A Practical Problem Addressed
One significant nuisance of GMW 14872 and the similar SAE J2334 methods is precipitated calcium carbonate forming in spray nozzles and plumbing when sodium bicarbonate and calcium chloride combine in solution. Precipitates clog nozzles, reducing the amount of spray reaching the specimens. This has a measurable impact on coupon mass loss rates and is a common complaint of users of these standards. The Q-FOG CRH addresses this problem with an automatic nozzle cleaning function which minimizes calcium carbonate formation and two-stage filtration to remove any that does form. Cleaning nozzles in acetic acid may continue as a necessary maintenance function, but these approaches should reduce the labor required to keep the system operating properly.
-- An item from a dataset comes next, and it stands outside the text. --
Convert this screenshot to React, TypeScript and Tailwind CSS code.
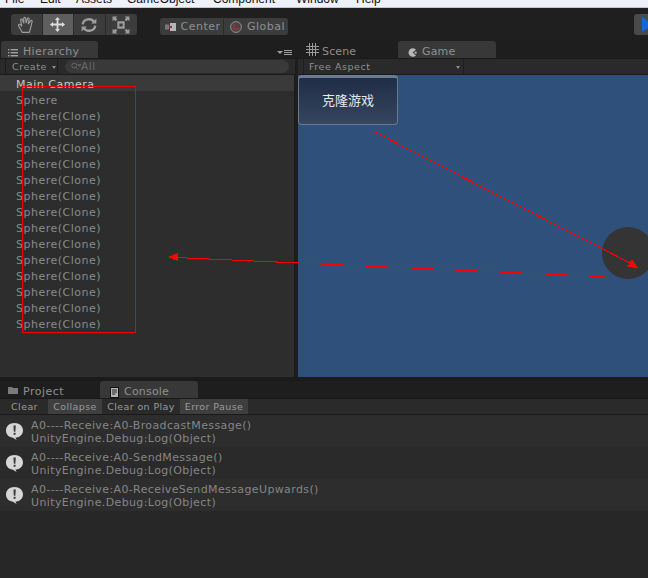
import { ReactNode } from "react";

const font = "font-['DejaVu_Sans',sans-serif]";

const clones = Array.from({ length: 14 }, () => "Sphere(Clone)");

const logs = [
  { text: "A0----Receive:A0-BroadcastMessage()", bg: "bg-[#2d2d2d]" },
  { text: "A0----Receive:A0-SendMessage()", bg: "bg-[#2a2a2a]" },
  { text: "A0----Receive:A0-ReceiveSendMessageUpwards()", bg: "bg-[#2d2d2d]" },
];

const HandIcon = () => (
  <svg width="18" height="18" viewBox="0 0 17 17" fill="none" stroke="#9c9c9c" strokeWidth="1.1">
    <path d="M5 15.5 L1.6 9.4 C1 7.8 2.6 7.2 3.6 8.6 L4.6 9.8 L3.4 4 C3.3 2.8 4.9 2.5 5.3 3.8 L6.4 7 L6.4 2.2 C6.5 0.9 8.1 0.9 8.2 2.2 L8.6 6.8 L9.9 2.6 C10.3 1.4 11.7 1.8 11.4 3.2 L10.6 7.6 L12.8 4.6 C13.6 3.8 14.7 4.4 14.2 5.6 L12.9 11 C12.5 13 11.9 14.4 11.5 15.5 Z" />
  </svg>
);

const MoveIcon = () => (
  <svg width="15" height="15" viewBox="0 0 15 15" fill="#dedede">
    <path d="M7.5 0 L10 3 L8.4 3 L8.4 6.6 L12 6.6 L12 5 L15 7.5 L12 10 L12 8.4 L8.4 8.4 L8.4 12 L10 12 L7.5 15 L5 12 L6.6 12 L6.6 8.4 L3 8.4 L3 10 L0 7.5 L3 5 L3 6.6 L6.6 6.6 L6.6 3 L5 3 Z" />
  </svg>
);

const RotateIcon = () => (
  <svg width="16" height="16" viewBox="0 0 15 15" fill="none" stroke="#9e9e9e" strokeWidth="2.2">
    <path d="M1.6 7 C2.2 1.4 10 0.8 12 4.5" />
    <path d="M13.4 8 C12.8 13.6 5 14.2 3 10.5" />
    <path d="M14.4 1.4 L14.4 6.2 L9.6 6.2 Z" fill="#9e9e9e" stroke="none" />
    <path d="M0.6 13.6 L0.6 8.8 L5.4 8.8 Z" fill="#9e9e9e" stroke="none" />
  </svg>
);

const ScaleIcon = () => (
  <svg width="18" height="18" viewBox="0 0 17 17" fill="#9c9c9c">
    <path d="M5 5 H12 V12 H5 Z M7 7 V10 H10 V7 Z" fillRule="evenodd" />
    <path d="M0.5 0.5 H5 L3.6 2 L5 3.4 L3.4 5 L2 3.6 L0.5 5 Z" />
    <path d="M16.5 0.5 H12 L13.4 2 L12 3.4 L13.6 5 L15 3.6 L16.5 5 Z" />
    <path d="M0.5 16.5 H5 L3.6 15 L5 13.6 L3.4 12 L2 13.4 L0.5 12 Z" />
    <path d="M16.5 16.5 H12 L13.4 15 L12 13.6 L13.6 12 L15 13.4 L16.5 12 Z" />
  </svg>
);

const CenterIcon = () => (
  <svg width="11" height="8" viewBox="0 0 11 8">
    <rect x="0" y="1.5" width="4" height="5" fill="#777" />
    <rect x="5" y="0" width="6" height="8" fill="#b5b5b5" />
    <rect x="4" y="3" width="3" height="2" fill="#a02c3c" />
  </svg>
);

const GlobalIcon = () => (
  <svg width="12" height="12" viewBox="0 0 12 12">
    <circle cx="6" cy="6" r="5.4" fill="#4a4444" stroke="#8f8f8f" />
    <path d="M4 2.5 V8 H9" fill="none" stroke="#b02c3c" strokeWidth="1.4" />
  </svg>
);

const ListIcon = () => (
  <svg width="10" height="8" viewBox="0 0 10 8" fill="#a0a0a0">
    <rect x="0" y="0" width="1.4" height="1.4" />
    <rect x="0" y="3" width="1.4" height="1.4" />
    <rect x="0" y="6" width="1.4" height="1.4" />
    <rect x="2.6" y="0" width="7.4" height="1.4" />
    <rect x="2.6" y="3" width="7.4" height="1.4" />
    <rect x="2.6" y="6" width="7.4" height="1.4" />
  </svg>
);

const GridIcon = () => (
  <svg width="13" height="13" viewBox="0 0 13 13" stroke="#9a9a9a" strokeWidth="1" shapeRendering="crispEdges">
    <path d="M3.5 0 V13 M6.5 0 V13 M9.5 0 V13 M0 3.5 H13 M0 6.5 H13 M0 9.5 H13" />
  </svg>
);

const PacmanIcon = () => (
  <svg width="9" height="9" viewBox="0 0 9 9">
    <path d="M8 1.6 A4.3 4.3 0 1 0 8 7.4 L4.6 4.5 Z" fill="#b8b8b8" />
    <rect x="6.6" y="3.6" width="2" height="2" fill="#b8b8b8" />
  </svg>
);

const FolderIcon = () => (
  <svg width="10" height="8" viewBox="0 0 10 8">
    <path d="M0 1 H4 L5 2 H10 V8 H0 Z" fill="#7a7a7a" />
  </svg>
);

const ConsoleIcon = () => (
  <svg width="9" height="11" viewBox="0 0 9 11">
    <rect x="0" y="0" width="9" height="11" fill="#111" />
    <rect x="1" y="1" width="7" height="9" fill="#b5b5b5" />
    <path d="M2 3 H7 M2 5 H7 M2 7 H5.5" stroke="#222" strokeWidth="1" />
  </svg>
);

const InfoBubble = () => (
  <svg width="19" height="19" viewBox="0 0 19 19">
    <path d="M9.5 1 C14.5 1 18 4.2 18 8.4 C18 12.4 14.6 15.4 10.4 15.6 L11.6 18 L7.4 15.6 C3.6 15 1 12.2 1 8.4 C1 4.2 4.5 1 9.5 1 Z" fill="#d6d6d6" />
    <path d="M8.4 3.6 H10.8 L10.4 9.8 H8.8 Z" fill="#3c3c3c" />
    <rect x="8.6" y="10.8" width="2" height="2" fill="#3c3c3c" />
  </svg>
);

const ToolButton = ({ children, active, last }: { children: ReactNode; active?: boolean; last?: boolean }) => (
  <div
    className={`flex h-full w-[31.5px] items-center justify-center ${last ? "" : "border-r border-[#2b2b2b]"} ${
      active ? "bg-[#5e5e5e]" : ""
    }`}
  >
    {children}
  </div>
);

const Filter = ({ label, on, width, pad }: { label: string; on?: boolean; width: number; pad?: boolean }) => (
  <div
    style={{ width }}
    className={`flex h-full shrink-0 items-center justify-center pt-[2px] text-[9.5px] tracking-[0.4px] text-[#9a9a9a] ${
      on ? "bg-[#3f3f3f]" : ""
    } ${pad ? "pr-[4px]" : ""}`}
  >
    {label}
  </div>
);

// red markup someone drew on top of the screenshot
const Annotations = () => (
  <svg
    className="pointer-events-none absolute left-0 top-0"
    width="648"
    height="578"
    viewBox="0 0 648 578"
    fill="none"
    shapeRendering="crispEdges"
  >
    <rect x="22.5" y="86.5" width="113" height="246" stroke="#f00000" strokeWidth="1" />
    <path d="M605 276.7 L178 257.6" stroke="#ff0000" strokeWidth="1" />
    <path d="M168 257 L178 253 L178 261 Z" fill="#ff0000" />
    <path d="M375 132 L632 264" stroke="#ff0000" strokeWidth="1" />
    <path d="M638 268 L627 267 L632 259 Z" fill="#ff0000" />
  </svg>
);

export default function App() {
  return (
    <div className={`relative flex h-[578px] w-[648px] flex-col overflow-hidden bg-[#1e1e1e] ${font}`}>
      {/* menu bar, cut off by the top of the shot */}
      <div className="relative h-[8px] shrink-0 overflow-hidden border-b border-[#c4c6d6] bg-[#eef0fa] font-['Liberation_Sans',sans-serif] text-[12px] leading-[14px] text-[#111]">
        <div className="-mt-[8px] flex">
          <span className="ml-[5px] w-[35px]">File</span>
          <span className="w-[36px]">Edit</span>
          <span className="w-[51px]">Assets</span>
          <span className="w-[86px]">GameObject</span>
          <span className="w-[83px]">Component</span>
          <span className="w-[60px]">Window</span>
          <span>Help</span>
        </div>
      </div>

      {/* toolbar */}
      <div className="flex h-[33px] shrink-0 items-start bg-[#1f1f1f] pl-[11px] pt-[6px]">
        <div className="flex h-[21px] w-[126px] overflow-hidden rounded-[3px] bg-[#3c3c3c]">
          <ToolButton>
            <HandIcon />
          </ToolButton>
          <ToolButton active>
            <MoveIcon />
          </ToolButton>
          <ToolButton>
            <RotateIcon />
          </ToolButton>
          <ToolButton last>
            <ScaleIcon />
          </ToolButton>
        </div>
        <div className="ml-[23px] mt-[4px] flex h-[17px] w-[128px] rounded-[3px] bg-[#3c3c3c] pt-px text-[11px] tracking-[0.5px] text-[#8f8f8f]">
          <div className="flex w-[64px] items-center justify-center gap-[4px] border-r border-[#2b2b2b] pl-[3px]">
            <CenterIcon />
            Center
          </div>
          <div className="flex flex-1 items-center justify-center gap-[5px] pl-[3px]">
            <GlobalIcon />
            Global
          </div>
        </div>
        <div className="ml-auto h-[21px] w-[14px] overflow-hidden rounded-l-[3px] bg-[#4a4a4a] pl-[8px] pt-[3px]">
          <svg width="6" height="15" viewBox="0 0 6 15">
            <path d="M0 0 L6 4 V11 L0 15 Z" fill="#1668d8" />
          </svg>
        </div>
      </div>

      {/* hierarchy + game */}
      <div className="flex h-[336px] shrink-0">
        <div className="flex w-[295px] shrink-0 flex-col">
          <div className="flex h-[17px] shrink-0 items-end justify-between pr-[3px]">
            <div className="ml-[1px] flex h-[17px] w-[97px] items-center gap-[5px] rounded-t-[3px] bg-[#383838] pl-[7px] pt-[6px] text-[11px] tracking-[0.35px] text-[#8f8f8f]">
              <ListIcon />
              Hierarchy
            </div>
            <div className="mb-[3px] flex items-center gap-[1px]">
              <div className="h-0 w-0 border-x-[3px] border-t-[3px] border-x-transparent border-t-[#a0a0a0]" />
              <div className="flex flex-col gap-[1px]">
                <div className="h-px w-[8px] bg-[#a0a0a0]" />
                <div className="h-px w-[8px] bg-[#a0a0a0]" />
                <div className="h-px w-[8px] bg-[#a0a0a0]" />
              </div>
            </div>
          </div>
          <div className="flex h-[17px] shrink-0 items-center border-y border-[#1a1a1a] bg-[#2a2a2a] pl-[5px] pr-[6px] text-[9.5px] tracking-[0.55px] text-[#8f8f8f]">
            <div className="flex h-full w-[53px] items-center gap-[5px] border-x border-[#1e1e1e] pl-[6px] pt-[2px]">
              Create
              <div className="h-0 w-0 border-x-[2.5px] border-t-[3px] border-x-transparent border-t-[#8a8a8a]" />
            </div>
            <div className="ml-[7px] flex h-[13px] flex-1 items-center rounded-full bg-[#393939] pl-[6px] text-[10.5px] text-[#6a6a6a]">
              <svg width="10" height="9" viewBox="0 0 11 9" fill="none" stroke="#6a6a6a">
                <circle cx="3.5" cy="3.5" r="2.6" />
                <path d="M5.5 5.5 L8 8 M7.5 2.5 H11 L9.2 4.4 Z" />
              </svg>
              All
            </div>
          </div>
          <div className="flex-1 border-r border-[#1a1a1a] bg-[#2d2d2d] text-[11px] leading-[20px] tracking-[0.5px] text-[#8a8a8a]">
            <div className="h-[16px] bg-[#3a3a3a] pl-[16px] text-[#c8c8c8]">Main Camera</div>
            <div className="h-[16px] pl-[16px]">Sphere</div>
            {clones.map((name, i) => (
              <div key={i} className="h-[16px] pl-[16px]">
                {name}
              </div>
            ))}
          </div>
        </div>

        <div className="flex flex-1 flex-col pl-[3px]">
          <div className="flex h-[17px] shrink-0 items-center text-[11px] tracking-[0.15px] text-[#8f8f8f]">
            <div className="flex w-[100px] items-center gap-[3px] pl-[8px]">
              <GridIcon />
              <span className="pt-[6px]">Scene</span>
            </div>
            <div className="flex h-[17px] w-[98px] items-center gap-[5px] rounded-t-[3px] bg-[#383838] pl-[10px] pt-[6px]">
              <PacmanIcon />
              Game
            </div>
          </div>
          <div className="flex h-[17px] shrink-0 border-y border-[#1a1a1a] bg-[#2a2a2a] pl-[5px] text-[9.5px] tracking-[0.55px] text-[#8f8f8f]">
            <div className="flex w-[161px] items-center justify-between border-x border-[#1e1e1e] pl-[5px] pr-[3px] pt-[2px]">
              Free Aspect
              <div className="h-0 w-0 border-x-[2.5px] border-t-[3px] border-x-transparent border-t-[#8a8a8a]" />
            </div>
          </div>
          <div className="relative flex-1 overflow-hidden bg-[#30507c]">
            <div className="flex h-[50px] w-[100px] items-center justify-center rounded-[4px] border border-[#6a7a90] border-t-[3px] bg-gradient-to-b from-[#202d47] to-[#36465f] pb-[2px] font-['Noto_Sans_CJK_SC',sans-serif] text-[13px] text-[#e8e8e8]">
              克隆游戏
            </div>
            <div className="absolute left-[304px] top-[152px] h-[52px] w-[52px] rounded-full bg-[#343434]" />
          </div>
        </div>
      </div>

      {/* project / console */}
      <div className="flex min-h-0 flex-1 flex-col">
        <div className="flex h-[4px] shrink-0 bg-[#1b1b1b]" />
        <div className="flex h-[17px] shrink-0 items-center text-[11px] tracking-[0.5px] text-[#8f8f8f]">
          <div className="flex w-[100px] items-center gap-[5px] pl-[8px]">
            <FolderIcon />
            <span className="pt-[6px]">Project</span>
          </div>
          <div className="flex h-[17px] w-[98px] items-center gap-[5px] rounded-t-[3px] bg-[#383838] pl-[10px] pt-[6px] tracking-[0.2px]">
            <ConsoleIcon />
            Console
          </div>
        </div>
        <div className="flex h-[17px] shrink-0 border-y border-[#1a1a1a] bg-[#2a2a2a] pl-[5px]">
          <Filter label="Clear" width={43} pad />
          <Filter label="Collapse" on width={54} />
          <Filter label="Clear on Play" width={78} />
          <Filter label="Error Pause" on width={68} />
        </div>
        <div className="flex-1 bg-[#272727]">
          {logs.map((log) => (
            <div key={log.text} className={`flex h-[32px] items-center gap-[7px] pl-[5px] ${log.bg}`}>
              <InfoBubble />
              <div className="pt-[2px] text-[11px] leading-[13px] tracking-[0.38px] text-[#858585]">
                <div>{log.text}</div>
                <div>UnityEngine.Debug:Log(Object)</div>
              </div>
            </div>
          ))}
        </div>
      </div>

      <Annotations />
    </div>
  );
}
If all these approaches fail, the Q-FOG CRH includes a system to monitor the spray flow rate and alert the operator if it is reduced for any reason.
Ready for the Corrosion Testing Revolution
Modern corrosion test chambers provide better control of the environments corrosion engineers believe are critical in making laboratory tests realistic, fast, and repeatable. Over time, test standards need to be updated so that test chamber users are given proper guidance on controlling their tests. The good news is that modern corrosion test chambers give users control options that their predecessors lacked. Although the corrosion testing revolution has been in the works for a long time, the technology to make it happen is widely available today.